Compared with handing over a physical card, contactless payments and mobile wallets provide a cleaner process because they reduce data exposure and keep the card in your possession. Using a travel card with no foreign transaction fee can also be better than using a general card that quietly adds 2% to 3% to each overseas purchase. A small difference on paper becomes a large one across meals, transit, hotel bills, and shopping.

Practical travel rules include:
• pay in local currency when given the choice
• ask for the card terminal to be brought to you
• review the amount before tapping or inserting the card
• save receipts until transactions post correctly
• watch for duplicate holds after hotel and car-rental checkouts

Vacation should feel like a change of scenery, not a test of your dispute resolution skills. When a payment setting depends on haste, confusion, or hidden conversion math, that is your sign to be more careful than the postcard-perfect setting suggests.

Conclusion for Everyday Card Users

For most readers, the goal is not to fear credit cards but to use them with sharper judgment. The most dangerous places to swipe are not always dramatic. Often they are ordinary settings where oversight is weak, information is limited, or the transaction quietly behaves differently than expected. Unattended terminals invite skimming, sloppy websites invite theft, temporary sellers invite disputes, cash-like transactions invite fees, and travel settings invite confusion at exactly the wrong moment.
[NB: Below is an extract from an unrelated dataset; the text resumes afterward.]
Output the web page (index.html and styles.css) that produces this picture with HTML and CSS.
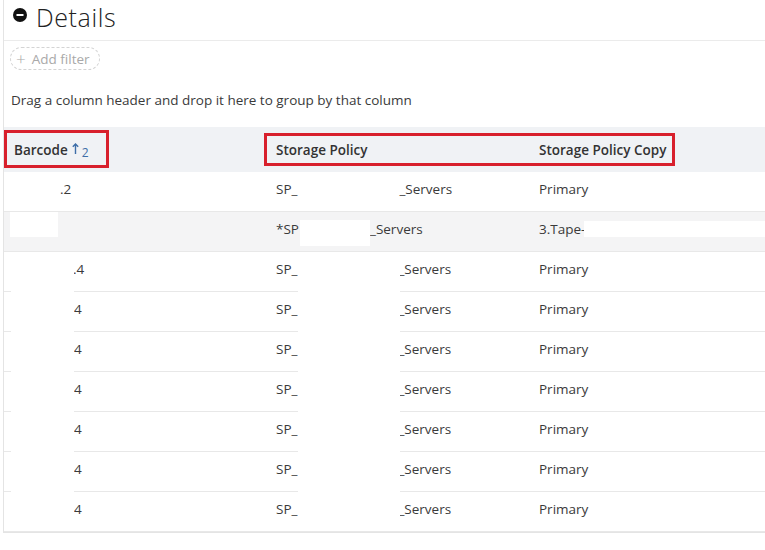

A practical rule helps: if the payment environment feels rushed, hidden, or hard to verify, pause before reaching for your card. In many cases, a safer alternative exists, whether that means paying inside, using a tokenized wallet, waiting for a secure network, choosing local currency, or using debit for a planned cash withdrawal. Credit cards are valuable tools when the merchant is transparent and the terms are clear. They become costly when convenience replaces caution. For everyday consumers, the smartest habit is simple: keep the rewards, skip the risky swipe, and make every payment earn your trust before it earns your money.